The appellant employed about 35 persons in its nonunion metal fabricating shop near Reading. One of the *254employes, Gary P. Vogel, a fitter, earning, with overtime, from $200 to $250 weekly, was unhappy with his wages and working conditions. On the afternoon of March 5, 1973 Vogel, while at work, invited all of the company’s shop employes to a meeting to be held that evening in a private home. Ten persons appeared at the meeting. Vogel described what then occurred as follows:

“Q. How long did this meeting last?
A. Approximately an hour.
Q. Could you give me the general nature of the discussion at the meeting ?

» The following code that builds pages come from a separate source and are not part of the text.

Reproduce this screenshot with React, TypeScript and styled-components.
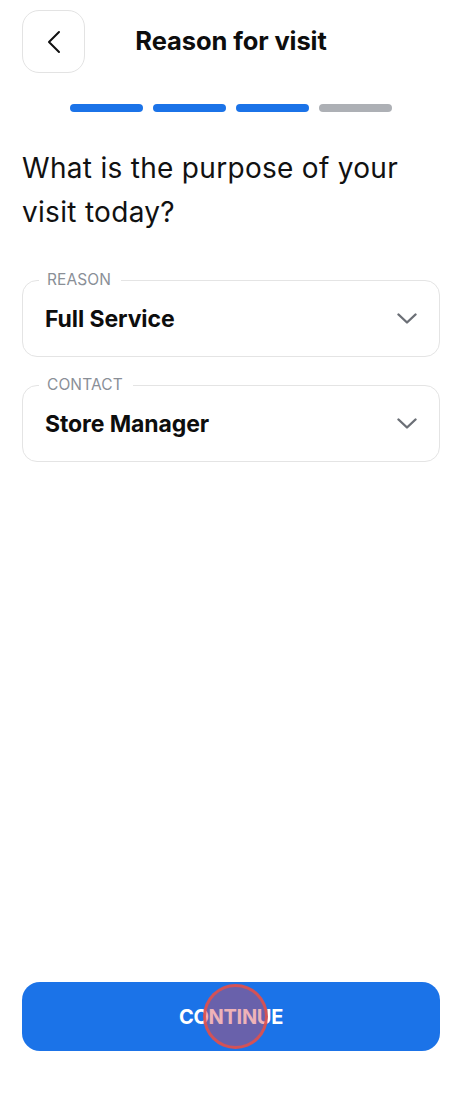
import React from 'react';
import styled, { createGlobalStyle } from 'styled-components';

const GlobalStyle = createGlobalStyle`
  html, body {
    margin: 0;
    padding: 0;
    background: #ffffff;
  }
  body {
    font-family: Inter, 'Noto Sans', sans-serif;
    color: #111111;
  }
`;

const Screen = styled.div`
  width: 462px;
  height: 1120px;
  box-sizing: border-box;
  padding: 10px 22px 0;
  display: flex;
  flex-direction: column;
`;

const Header = styled.header`
  display: flex;
  align-items: center;
  height: 63px;
`;

const BackButton = styled.button`
  width: 63px;
  height: 63px;
  box-sizing: border-box;
  border: 1.5px solid #e3e3e3;
  border-radius: 17px;
  background: #ffffff;
  display: flex;
  align-items: center;
  justify-content: center;
  padding: 0;
  cursor: pointer;
`;

const Title = styled.h1`
  flex: 1;
  margin: -3px 63px 0 0;
  text-align: center;
  font-size: 25.5px;
  font-weight: 700;
  letter-spacing: -0.1px;
  color: #0d0d0d;
`;

const Progress = styled.div`
  display: flex;
  justify-content: center;
  gap: 10px;
  margin-top: 31px;
`;

const Segment = styled.div<{ $done: boolean }>`
  width: 73px;
  height: 8px;
  border-radius: 4px;
  background: ${({ $done }) => ($done ? '#1b73e8' : '#adb0b5')};
`;

const Question = styled.h2`
  margin: 34px 0 0;
  font-size: 28px;
  font-weight: 400;
  line-height: 44px;
  letter-spacing: 0.3px;
  color: #111111;
`;

const Fields = styled.div`
  display: flex;
  flex-direction: column;
  gap: 28px;
  margin-top: 46px;
`;

const FieldBox = styled.div`
  position: relative;
  height: 77px;
  box-sizing: border-box;
  border: 1.5px solid #e4e4e4;
  border-radius: 15px;
  padding: 0 22px 0 22px;
  display: flex;
  align-items: center;
  justify-content: space-between;
`;

const Label = styled.span`
  position: absolute;
  left: 16px;
  top: -11px;
  padding: 0 10px 0 8px;
  background: #ffffff;
  font-size: 15.5px;
  line-height: 20px;
  font-weight: 400;
  color: #8a8f97;
  letter-spacing: 0.1px;
`;

const FieldValue = styled.span`
  margin-top: 1px;
  font-size: 23px;
  font-weight: 700;
  color: #0d0d0d;
  letter-spacing: -0.1px;
`;

const Spacer = styled.div`
  flex: 1;
`;

const ContinueButton = styled.button`
  position: relative;
  width: 100%;
  height: 69px;
  border: none;
  border-radius: 18px;
  background: #1b73e8;
  color: #ffffff;
  font-family: Inter, 'Noto Sans', sans-serif;
  font-size: 20px;
  font-weight: 700;
  letter-spacing: -0.3px;
  margin-bottom: 69px;
  cursor: pointer;
`;

const TouchDot = styled.span`
  position: absolute;
  left: 181px;
  top: 2px;
  width: 65px;
  height: 65px;
  box-sizing: border-box;
  border-radius: 50%;
  border: 3px solid rgba(222, 80, 78, 0.9);
  background: rgba(215, 75, 85, 0.42);
  pointer-events: none;
`;

const BackIcon = () => (
  <svg width="14" height="24" viewBox="0 0 14 24" fill="none">
    <path d="M12 2 L2 12 L12 22" stroke="#111" strokeWidth="2" strokeLinecap="round" strokeLinejoin="round" />
  </svg>
);

const Chevron = () => (
  <svg width="20" height="11" viewBox="0 0 20 11" fill="none">
    <path d="M1.5 1.5 L10 9.5 L18.5 1.5" stroke="#6b6f76" strokeWidth="2.4" strokeLinecap="round" strokeLinejoin="round" />
  </svg>
);

const SelectField: React.FC<{ label: string; value: string }> = ({ label, value }) => (
  <FieldBox>
    <Label>{label}</Label>
    <FieldValue>{value}</FieldValue>
    <Chevron />
  </FieldBox>
);

const steps = [true, true, true, false];

export default function App() {
  return (
    <>
      <GlobalStyle />
      <Screen>
        <Header>
          <BackButton aria-label="Back">
            <BackIcon />
          </BackButton>
          <Title>Reason for visit</Title>
        </Header>
        <Progress>
          {steps.map((done, i) => (
            <Segment key={i} $done={done} />
          ))}
        </Progress>
        <Question>
          What is the purpose of your
          <br />
          visit today?
        </Question>
        <Fields>
          <SelectField label="REASON" value="Full Service" />
          <SelectField label="CONTACT" value="Store Manager" />
        </Fields>
        <Spacer />
        <ContinueButton>
          CONTINUE
          <TouchDot />
        </ContinueButton>
      </Screen>
    </>
  );
}
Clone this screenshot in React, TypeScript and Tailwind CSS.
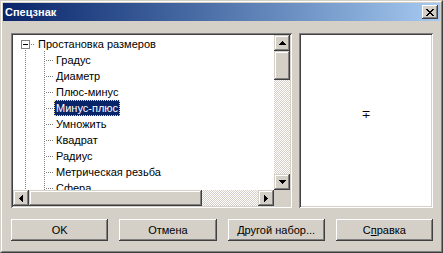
import React from "react";

const FONT = { fontFamily: '"Liberation Sans", Arial, sans-serif' };

const pushBevel =
  "shadow-[inset_-1px_-1px_#404040,inset_1px_1px_#ffffff,inset_-2px_-2px_#808080,inset_2px_2px_#d4d0c8]";
const scrollBevel =
  "shadow-[inset_-1px_-1px_#404040,inset_1px_1px_#d4d0c8,inset_-2px_-2px_#808080,inset_2px_2px_#ffffff]";
const checker =
  "bg-[repeating-conic-gradient(#d4d0c8_0_25%,#ffffff_0_50%)] bg-[length:2px_2px]";

function Arrow({ dir }: { dir: "up" | "down" | "left" | "right" }) {
  const rows = [1, 3, 5, 7];
  const rects: React.ReactNode[] = [];
  if (dir === "up" || dir === "down") {
    rows.forEach((w, i) => {
      const y = dir === "up" ? i : 3 - i;
      rects.push(<rect key={i} x={(7 - w) / 2} y={y} width={w} height={1} />);
    });
    return (
      <svg width="7" height="4" viewBox="0 0 7 4" shapeRendering="crispEdges" fill="#000">
        {rects}
      </svg>
    );
  }
  rows.forEach((w, i) => {
    const x = dir === "left" ? i : 3 - i;
    rects.push(<rect key={i} x={x} y={(7 - w) / 2} width={1} height={w} />);
  });
  return (
    <svg width="4" height="7" viewBox="0 0 4 7" shapeRendering="crispEdges" fill="#000">
      {rects}
    </svg>
  );
}

function ScrollBtn({ dir }: { dir: "up" | "down" | "left" | "right" }) {
  return (
    <div className={`w-[16px] h-[16px] shrink-0 bg-[#d4d0c8] ${scrollBevel} flex items-center justify-center`}>
      <Arrow dir={dir} />
    </div>
  );
}

function CloseX() {
  const pattern = ["XX....XX", ".XX..XX.", "..XXXX..", "...XX...", "..XXXX..", ".XX..XX.", "XX....XX"];
  const rects: React.ReactNode[] = [];
  pattern.forEach((row, y) =>
    row.split("").forEach((c, x) => {
      if (c === "X") rects.push(<rect key={`${x}-${y}`} x={x} y={y} width={1} height={1} />);
    })
  );
  return (
    <svg width="8" height="7" viewBox="0 0 8 7" shapeRendering="crispEdges" fill="#000">
      {rects}
    </svg>
  );
}

function RootLines() {
  return (
    <svg width="41" height="16" viewBox="0 0 41 16" shapeRendering="crispEdges" className="shrink-0">
      <rect x="8.5" y="4.5" width="8" height="8" fill="#fff" stroke="#808080" strokeWidth="1" />
      <rect x="10" y="8" width="5" height="1" fill="#000" />
      {[1, 3].map((o) => (
        <rect key={o} x={17 + o} y="8" width="1" height="1" fill="#808080" />
      ))}
      {[14].map((y) => (
        <rect key={y} x="12" y={y} width="1" height="1" fill="#808080" />
      ))}
      <rect x="31" y="15" width="1" height="1" fill="#808080" />
    </svg>
  );
}

function ChildLines() {
  const dots: React.ReactNode[] = [];
  for (let y = 0; y < 16; y += 2) {
    dots.push(<rect key={`a${y}`} x="12" y={y} width="1" height="1" fill="#808080" />);
    dots.push(<rect key={`b${y}`} x="31" y={y + 1} width="1" height="1" fill="#808080" />);
  }
  for (let x = 33; x <= 40; x += 2) {
    dots.push(<rect key={`h${x}`} x={x} y="8" width="1" height="1" fill="#808080" />);
  }
  return (
    <svg width="41" height="16" viewBox="0 0 41 16" shapeRendering="crispEdges" className="shrink-0">
      {dots}
    </svg>
  );
}

const items = [
  "Градус",
  "Диаметр",
  "Плюс-минус",
  "Минус-плюс",
  "Умножить",
  "Квадрат",
  "Радиус",
  "Метрическая резьба",
  "Сфера",
];

function PushButton({ children }: { children: React.ReactNode }) {
  return (
    <div
      className={`h-[22px] bg-[#d4d0c8] ${pushBevel} flex items-center justify-center text-[11px] text-black`}
    >
      {children}
    </div>
  );
}

export default function App() {
  return (
    <div className="w-[443px] h-[253px] border border-t-[#d4d0c8] border-l-[#d4d0c8] border-r-[#404040] border-b-[#404040]" style={FONT}>
      <div className="h-full border border-t-white border-l-white border-r-[#808080] border-b-[#808080] bg-[#d4d0c8] p-[1px] flex flex-col">
        {/* Title bar */}
        <div className="h-[18px] shrink-0 bg-linear-to-r from-[#0a246a] to-[#a6caf0] flex items-center pl-[2px] pr-[2px]">
          <span className="text-white font-bold text-[11px] leading-none flex-1">Спецзнак</span>
          <div className={`w-[16px] h-[14px] bg-[#d4d0c8] ${pushBevel} flex items-center justify-center`}>
            <CloseX />
          </div>
        </div>

        {/* Body */}
        <div className="flex-1 flex flex-col pt-[12px] pl-[8px] pr-[7px]">
          <div className="flex gap-[7px] h-[175px]">
            {/* Tree panel */}
            <div className="w-[281px] p-[2px] shadow-[inset_1px_1px_#808080,inset_-1px_-1px_#ffffff,inset_2px_2px_#404040,inset_-2px_-2px_#d4d0c8] flex flex-col">
              <div className="flex-1 flex min-h-0">
                <div className="flex-1 bg-white overflow-hidden pt-[1px] text-[11px] text-black">
                  <div className="h-[16px] flex items-center">
                    <RootLines />
                    <span className="ml-[-18px] pl-[2px] pr-[2px] leading-[16px] whitespace-nowrap">
                      Простановка размеров
                    </span>
                  </div>
                  {items.map((it) => {
                    const sel = it === "Минус-плюс";
                    return (
                      <div key={it} className="h-[16px] flex items-center">
                        <ChildLines />
                        <span
                          className={
                            sel
                              ? "h-[16px] px-[1px] leading-[14px] whitespace-nowrap bg-[#0a246a] text-white border border-dotted border-[#f5db95]"
                              : "h-[16px] px-[2px] leading-[16px] whitespace-nowrap"
                          }
                        >
                          {it}
                        </span>
                      </div>
                    );
                  })}
                </div>
                <div className="w-[16px] flex flex-col">
                  <ScrollBtn dir="up" />
                  <div className={`h-[29px] shrink-0 bg-[#d4d0c8] ${scrollBevel}`} />
                  <div className={`flex-1 ${checker}`} />
                  <ScrollBtn dir="down" />
                </div>
              </div>
              <div className="h-[16px] flex">
                <ScrollBtn dir="left" />
                <div className={`w-[173px] shrink-0 bg-[#d4d0c8] ${scrollBevel}`} />
                <div className={`flex-1 ${checker}`} />
                <ScrollBtn dir="right" />
                <div className="w-[16px] bg-[#d4d0c8]" />
              </div>
            </div>

            {/* Preview panel */}
            <div className="flex-1 p-[2px] shadow-[inset_1px_1px_#808080,inset_-1px_-1px_#ffffff,inset_2px_2px_#404040,inset_-2px_-2px_#d4d0c8]">
              <div className="h-full bg-white flex items-center justify-center pb-[10px]">
                <span className="text-[11px] text-black italic" style={{ fontFamily: '"DejaVu Sans", sans-serif' }}>
                  ∓
                </span>
              </div>
            </div>
          </div>

          {/* Buttons */}
          <div className="mt-[11px] grid grid-cols-4 gap-[11px]">
            <PushButton>OK</PushButton>
            <PushButton>Отмена</PushButton>
            <PushButton>
              <span>
                <span className="underline">Д</span>ругой набор...
              </span>
            </PushButton>
            <PushButton>
              <span>
                С<span className="underline">п</span>равка
              </span>
            </PushButton>
          </div>
        </div>
      </div>
    </div>
  );
}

A. We discussed all the shop procedures and things that we’d like to have changed and to get a grievance committee. Everyone wanted to change things and we decided to get a grievance committee to submit these things to the company. It would be better than everybody having their own grievances. And we ended the meeting on that, to try and form a grievance committee the following day.
“Q. As I understand your testimony you recessed this meeting and decided that sometime in the future you would form a grievance committee; is that correct?
A. Yes, we wanted to talk to the company the following day.
Q. This was more or less a general group discussion of problems at the shop ?
A. Yes, we wanted to talk to the company the following day.
Q. This was more or less a general discussion of problems at the shop ?
A. Yes.
Q. Was any election held at this time ?
A. No.
Q. Were you appointed representative of the group?
*255A. (No.
Q. Were you ever authorized in any way to act for this group of people?
A. No.”
Larry Shalters, one of the attendants at the meeting, testified for the complainant:
“Q. Now, were you approached by Mr. Vogel the day of Monday, March 5, 1973 at work?
A. Yes.
Q. What exactly did he say ?
A. Well, we got a couple of the guys together to have a meeting to talk over different things; that’s about it, I guess.
Q. Mr. Shalters, will you please state what occurred at that meeting to the best of your knowledge ?
A. The guys were more or less for helping the company to get things straightened out because-— well, all of them that were there agreed on the same things or they wouldn’t have been there.
“Q. What things were they?
A. Well, like when you go for a job or something like that you had to hunt a half a day for the job and the company wants the job out as fast as they can get it out. We have to waste a lot of time looking for the pieces because they are scattered all over. I believe that was the main thing. There was hardly any money involved as far as money goes. I don’t think it was brought up at all, but it was just that we wanted to get together with the company to help organize — so things wouldn’t be so messed up. Everybody would benefit from it in the end.”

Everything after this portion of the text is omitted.